Having my tumor marker go down, I realized that I needed to read the expert report. This is the report provided by “experts” across the country evaluating my case and giving their opinion. I received the report about a month ago and I read the first page and handed it to Jim telling him to hide this from me. This report had a cover sheet telling me that I had few options and my cancer will continue to be resistant. The report said the chemo would stop working, cancer would grow, and I should consider stopping chemo. Palliative care is what I am doing now as I know I have no standard options. We are in uncharted territory.  I refuse to accept this death sentence. I know and understand there is no cure for my cancer and the likelihood of it returning is high. I also know a lot about myself and my body. These experts are looking at me on paper and making a decision based on facts provided in the report. I took a deep breath and looked at the specifics. They were missing two key items which are all the “rage” in chemo treatment: Votrient and low dose chemo. These were both presented at the big ASCO conference in June. Either they quickly reviewed my case or didn’t give it the attention it deserved or really could not think outside the box. I did review their other suggestions which we had already talked to my UCLA doc about. I decided there is something to be said for meeting a doc face to face. There is also something to be said for keeping your hope, your motivation, and your purpose for living. These experts made no mention of my husband, son, family, or friends. These are pieces of me which motivate me to face another chemo each week. My drive and desire to stay alive cannot be measured or even comprehended unless you know me. I think back to the expert at Cedars who shook his head in disbelief when he read and counted the number of chemo treatments, reviewed my current blood work, and looked at my face. He acknowledged that I did not look like a cancer patient. Now, there are days without make up when the gray pastiness creeps out of the makeup, but I have convinced myself even in my worse days that I am a wife, mom, sister, daughter, and a friend and not just a cancer patient.

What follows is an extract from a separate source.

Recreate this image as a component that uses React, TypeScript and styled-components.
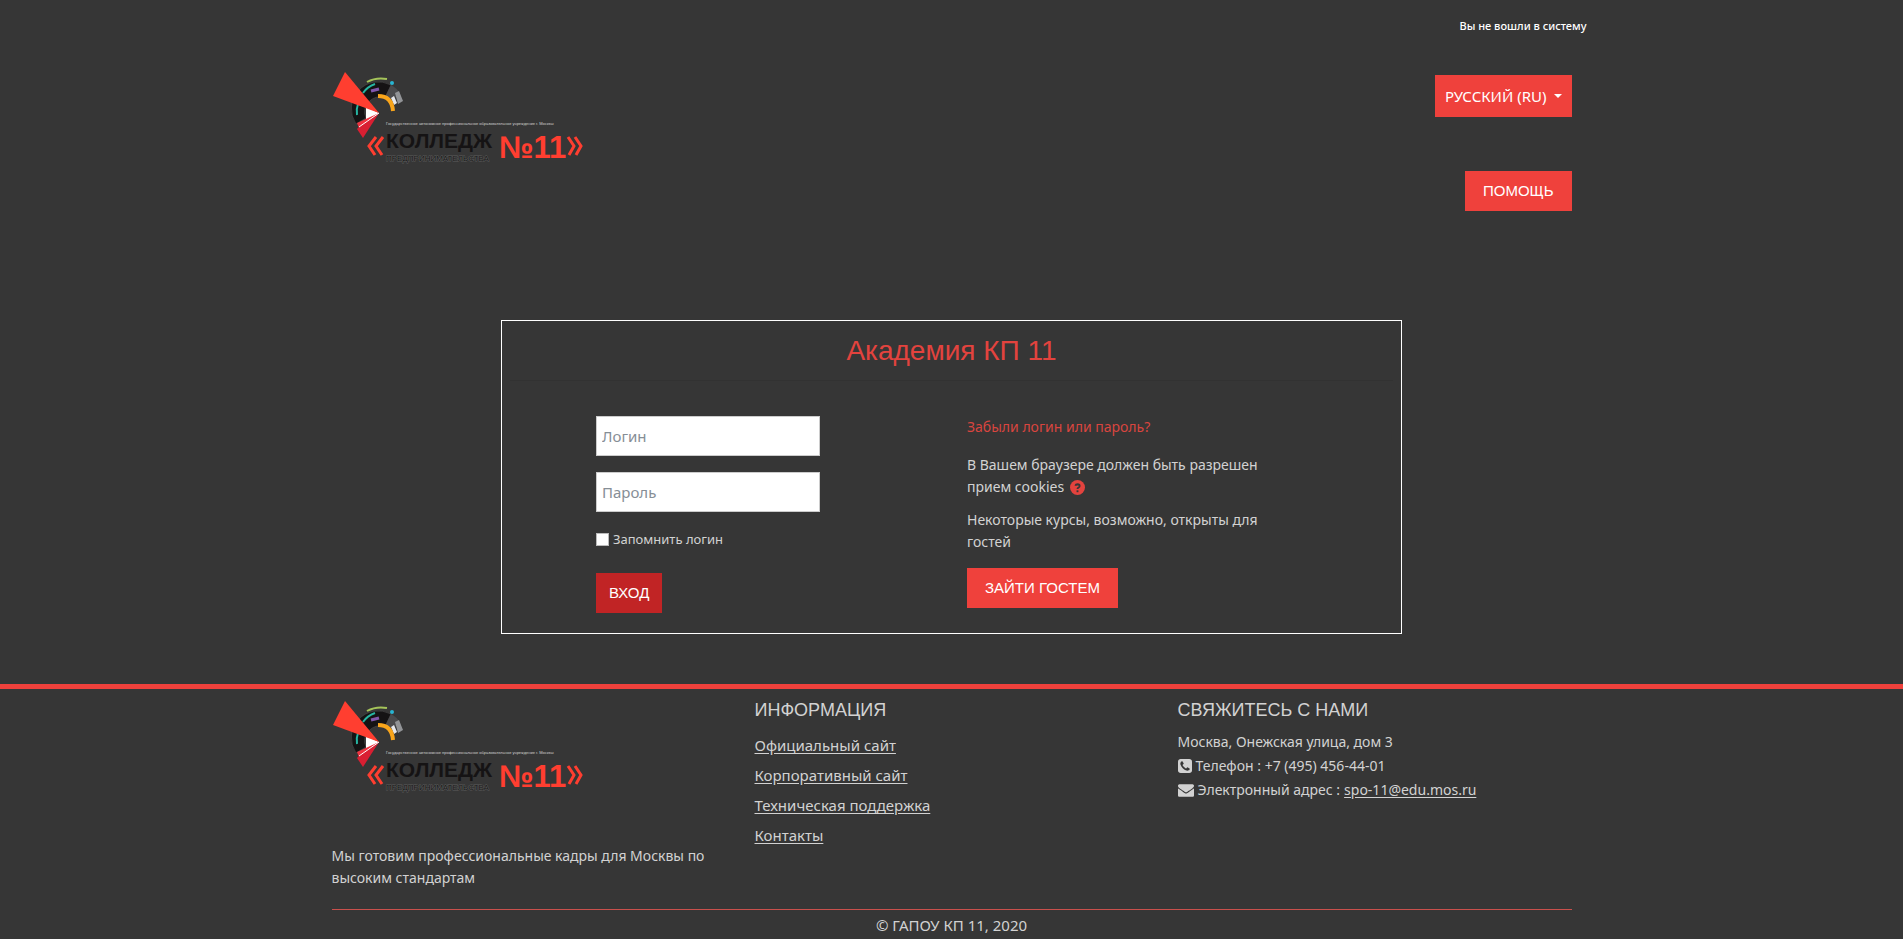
import React from "react";
import styled, { createGlobalStyle } from "styled-components";

const colors = {
  page: "#363636",
  text: "#d2d2d2",
  accent: "#ef413c",
  heading: "#e3433e",
  submit: "#c12425",
};

const GlobalStyle = createGlobalStyle`
  *, *::before, *::after { box-sizing: border-box; }
  body {
    margin: 0;
    background: ${colors.page};
    color: ${colors.text};
    font: 14px/22px "Noto Sans", "Open Sans", sans-serif;
  }
  p, h1, h2, ul { margin: 0; padding: 0; font-weight: 400; }
  ul { list-style: none; }
`;

const Page = styled.div`
  min-height: 100vh;
  display: flex;
  flex-direction: column;
`;

const Container = styled.div`
  width: 100%;
  max-width: 1240px;
  margin: 0 auto;
`;

const TopBar = styled.div`
  width: 100%;
  max-width: 1270px;
  height: 51px;
  margin: 0 auto;
  display: flex;
  align-items: center;
  justify-content: flex-end;
  color: #fff;
  font-size: 11px;
  font-weight: 500;
`;

const Header = styled(Container)`
  display: flex;
  align-items: flex-start;
  justify-content: space-between;
  padding-top: 16px;
`;

const HeaderActions = styled.div`
  display: flex;
  flex-direction: column;
  align-items: flex-end;
  gap: 54px;
  padding-top: 8px;
`;

const Button = styled.button<{ $submit?: boolean }>`
  height: 40px;
  padding: 0 ${(p) => (p.$submit ? 13 : 18)}px;
  border: 0;
  background: ${(p) => (p.$submit ? colors.submit : colors.accent)};
  color: #fff;
  font: 15px/22px "Liberation Sans", Arial, sans-serif;
  text-transform: uppercase;
  cursor: pointer;
`;

const LanguageButton = styled(Button)`
  height: 42px;
  padding: 0 10px;
  display: flex;
  align-items: center;
  gap: 7px;
  font-family: "Noto Sans", sans-serif;
`;

const Caret = styled.span`
  border: 4px solid transparent;
  border-top-color: #fff;
  border-bottom: 0;
`;

const LoginCard = styled.main`
  width: calc(100% - 32px);
  max-width: 901px;
  margin: 109px auto 50px;
  padding: 8px 8px 20px;
  border: 1px solid #fff;
`;

const CardTitle = styled.h1`
  padding: 4px 0 11px;
  border-bottom: 1px solid #323232;
  color: ${colors.heading};
  font: 28px/36px "Liberation Sans", Arial, sans-serif;
  text-align: center;
`;

const LoginColumns = styled.div`
  display: grid;
  grid-template-columns: 224px 300px;
  column-gap: 147px;
  padding: 35px 0 0 86px;
`;

const LoginForm = styled.form`
  display: flex;
  flex-direction: column;
  align-items: flex-start;
`;

const Field = styled.input`
  width: 100%;
  height: 40px;
  margin-bottom: 16px;
  padding: 0 5px;
  border: 1px solid #ccc;
  background: #fff;
  color: #444;
  font: 15px/22px "Noto Sans", sans-serif;
  &::placeholder { color: #868e96; opacity: 1; }
`;

const Remember = styled.label`
  display: flex;
  align-items: center;
  gap: 4px;
  margin-bottom: 23px;
  font-size: 13px;
`;

const Checkbox = styled.input`
  appearance: none;
  width: 13px;
  height: 13px;
  margin: 0;
  border: 1px solid #bbb;
  background: #fff;
  &:checked { background: ${colors.accent}; }
`;

const LoginHelp = styled.div`
  display: flex;
  flex-direction: column;
  align-items: flex-start;
  gap: 11px;

  ${Button} { margin-top: 4px; }
`;

const ForgotLink = styled.a`
  margin-bottom: 5px;
  color: #d9453f;
  text-decoration: none;
`;

const HelpIcon = styled.svg`
  width: 15px;
  height: 15px;
  margin-left: 6px;
  vertical-align: -3px;
`;

const Footer = styled.footer`
  border-top: 5px solid ${colors.accent};
`;

const FooterColumns = styled(Container)`
  display: grid;
  grid-template-columns: 393px 393px 1fr;
  column-gap: 30px;
  padding: 7px 0 20px;
`;

const About = styled.div`
  display: flex;
  flex-direction: column;
  gap: 49px;
`;

const FooterTitle = styled.h2`
  margin-bottom: 6px;
  font: 18px/28px "Liberation Sans", Arial, sans-serif;
  text-transform: uppercase;
`;

const LinkList = styled.ul`
  font-size: 15px;
  line-height: 30px;
`;

const TextLink = styled.a`
  color: inherit;
  text-underline-offset: 2px;
`;

const ContactLine = styled.p`
  display: flex;
  align-items: center;
  gap: 4px;
  line-height: 24px;
`;

const Copyright = styled(Container)`
  padding: 4px 0 5px;
  border-top: 1px solid #c9504c;
  font-size: 15px;
  text-align: center;
`;

const LogoLink = styled.a`
  display: block;
  height: 100px;
`;

const LogoText = styled.text`
  font-family: "Liberation Sans", Arial, sans-serif;
`;

function Logo() {
  return (
    <LogoLink href="#" aria-label="Колледж предпринимательства №11">
      <svg width="260" height="100" viewBox="0 0 260 100">
        <path d="M24 57 A27 27 0 0 1 59 18 L53 31 A15 15 0 0 0 34 51 Z" fill="#151314" stroke="#555" strokeWidth="0.5" />
        <path d="M59 18 Q65 21 68 27 L60 33 L53 30 Z" fill="#4b4b4d" />
        <path d="M63 26 L67 24 L71 34 L66 37 Z" fill="#929497" />
        <path d="M59 31 L62 29 L65 36 L62 38 Z" fill="#e5e7ec" />
        <path d="M35 15 Q44 10 55 12" fill="none" stroke="#a5c45a" strokeWidth="2" />
        <path d="M31 26 Q35 20 43 17 M25 48 Q24 42 26 37" fill="none" stroke="#27b5a2" strokeWidth="2" />
        <path d="M39 24 L47 22" stroke="#8257ad" strokeWidth="3" />
        <circle cx="60" cy="16" r="2" fill="#28b5d2" />
        <path d="M46 29 Q60 29 61 44" fill="none" stroke="#f9a51b" strokeWidth="4" />
        <path d="M47 46 L34 40 L34 54 Z" fill="#fff" />
        <path d="M47 46 L25 56 L27 61 Z" fill="#ef3340" />
        <path d="M47 46 L27 60 L25 62 L31 71 Z" fill="#d91f32" />
        <path d="M47 46 L27 60" stroke="#fff" strokeWidth="1" />
        <path d="M47 46 L13 5 L1 29 Z" fill="#ff3e30" />
        <LogoText x="54" y="58" fontSize="4" fill="#d0d0d0">
          Государственное автономное профессиональное образовательное учреждение г. Москвы
        </LogoText>
        <LogoText x="54" y="81" fontSize="21" fontWeight="700" fill="#151314">КОЛЛЕДЖ</LogoText>
        <LogoText x="54" y="94" fontSize="8" fill="#161616" stroke="#5c5c5c" strokeWidth="1" paintOrder="stroke">
          ПРЕДПРИНИМАТЕЛЬСТВА
        </LogoText>
        <LogoText x="167" y="91" fontSize="31" fontWeight="700" fill="#ff3e30">№11</LogoText>
        <path
          d="M44 70 L37 79 L43 88 M51 70 L44 79 L50 88 M236 70 L242 79 L237 88 M243 70 L249 79 L244 88"
          fill="none"
          stroke="#ff3e30"
          strokeWidth="3"
        />
      </svg>
    </LogoLink>
  );
}

function QuestionIcon() {
  return (
    <HelpIcon viewBox="0 0 16 16" role="img" aria-label="Справка">
      <circle cx="8" cy="8" r="8" fill={colors.heading} />
      <path d="M5.7 6.2 Q6.2 4.5 8 4.5 Q10.3 4.6 10.3 6.3 Q10.3 7.3 9.1 8 Q8 8.6 8 9.7" fill="none" stroke="#363636" strokeWidth="2" />
      <path d="M7 11h2v2H7z" fill="#363636" />
    </HelpIcon>
  );
}

function PhoneIcon() {
  return (
    <svg width="14" height="14" viewBox="0 128 1536 1536" fill="#d2d2d2" aria-hidden="true">
      <path
        fillRule="evenodd"
        d="M1280 1193q0-11-2-16t-18-16.5-40.5-25-47.5-26.5-45.5-25-28.5-15q-5-3-19-13t-25-15-21-5q-15 0-36.5 20.5t-39.5 45-38.5 45-33.5 20.5q-7 0-16.5-3.5t-15.5-6.5-17-9.5-14-8.5q-99-55-170-126.5t-127-170.5q-2-3-8.5-14t-9.5-17-6.5-15.5-3.5-16.5q0-13 20.5-33.5t45-38.5 45-39.5 20.5-36.5q0-10-5-21t-15-25-13-19q-3-6-15-28.5t-25-45.5-26.5-47.5-25-40.5-16.5-18-16-2q-48 0-101 22-46 21-80 94.5t-34 130.5q0 16 2.5 34t5 30.5 9 33 10 29.5 12.5 33 11 30q60 164 216.5 320.5t320.5 216.5q6 2 30 11t33 12.5 29.5 10 33 9 30.5 5 34 2.5q57 0 130.5-34t94.5-80q22-53 22-101zM1536 416v960q0 119-84.5 203.5T1248 1664H288q-119 0-203.5-84.5T0 1376V416q0-119 84.5-203.5T288 128h960q119 0 203.5 84.5T1536 416z"
      />
    </svg>
  );
}

function MailIcon() {
  return (
    <svg width="16" height="16" viewBox="0 0 1792 1792" fill="#d2d2d2" aria-hidden="true">
      <path d="M1792 710v794q0 66-47 113t-113 47H160q-66 0-113-47T0 1504V710q44 49 101 87 362 246 497 345 57 42 92.5 65.5t94.5 48 110 24.5h2q51 0 110-24.5t94.5-48T1194 1142q170-123 498-345 57-39 100-87zm0-294q0 79-49 151t-122 123q-376 261-468 325-10 7-42.5 31t-54 38.5-52 32.5-57.5 27-50 9h-2q-23 0-50-9t-57.5-27-52-32.5-54-38.5-42.5-31q-91-64-262-182.5T172 690q-62-42-117-115.5T0 438q0-78 41.5-130T160 256h1472q65 0 112.5 47t47.5 113z" />
    </svg>
  );
}

const infoLinks = ["Официальный сайт", "Корпоративный сайт", "Техническая поддержка", "Контакты"];

export default function App() {
  return (
    <Page>
      <GlobalStyle />
      <TopBar>Вы не вошли в систему</TopBar>
      <Header as="header">
        <Logo />
        <HeaderActions>
          <LanguageButton type="button">
            Русский (ru)
            <Caret />
          </LanguageButton>
          <Button type="button">Помощь</Button>
        </HeaderActions>
      </Header>

      <LoginCard>
        <CardTitle>Академия КП 11</CardTitle>
        <LoginColumns>
          <LoginForm onSubmit={(e) => e.preventDefault()}>
            <Field type="text" placeholder="Логин" aria-label="Логин" />
            <Field type="password" placeholder="Пароль" aria-label="Пароль" />
            <Remember>
              <Checkbox type="checkbox" />
              Запомнить логин
            </Remember>
            <Button type="submit" $submit>Вход</Button>
          </LoginForm>
          <LoginHelp>
            <ForgotLink href="#">Забыли логин или пароль?</ForgotLink>
            <p>
              В Вашем браузере должен быть разрешен прием cookies
              <QuestionIcon />
            </p>
            <p>Некоторые курсы, возможно, открыты для гостей</p>
            <Button type="button">Зайти гостем</Button>
          </LoginHelp>
        </LoginColumns>
      </LoginCard>

      <Footer>
        <FooterColumns>
          <About>
            <Logo />
            <p>Мы готовим профессиональные кадры для Москвы по высоким стандартам</p>
          </About>
          <section>
            <FooterTitle>Информация</FooterTitle>
            <LinkList>
              {infoLinks.map((label) => (
                <li key={label}>
                  <TextLink href="#">{label}</TextLink>
                </li>
              ))}
            </LinkList>
          </section>
          <section>
            <FooterTitle>Свяжитесь с нами</FooterTitle>
            <ContactLine>Москва, Онежская улица, дом 3</ContactLine>
            <ContactLine>
              <PhoneIcon />
              Телефон : +7 (495) 456-44-01
            </ContactLine>
            <ContactLine>
              <MailIcon />
              Электронный адрес : <TextLink href="mailto:spo-11@edu.mos.ru">spo-11@edu.mos.ru</TextLink>
            </ContactLine>
          </section>
        </FooterColumns>
        <Copyright>© ГАПОУ КП 11, 2020</Copyright>
      </Footer>
    </Page>
  );
}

As a new friend and fellow warrior said, “you have a powerful name and I can see you are riding the ‘F-in’ wave and refusing to give up.” This is true and we are more than just what reads on a paper. I am lucky to have a team of doctors, nurses, and scientists who understand me as a person instead of just a cancer patient. So, I will continue to enjoy these new moments as much as I can. I cannot think about the tomorrows, but only today. I will enjoy the sunshine (still with a mask in crowds) and my countdown to freedom from pneumonia continues. ENJOY THE SUMMER FUN!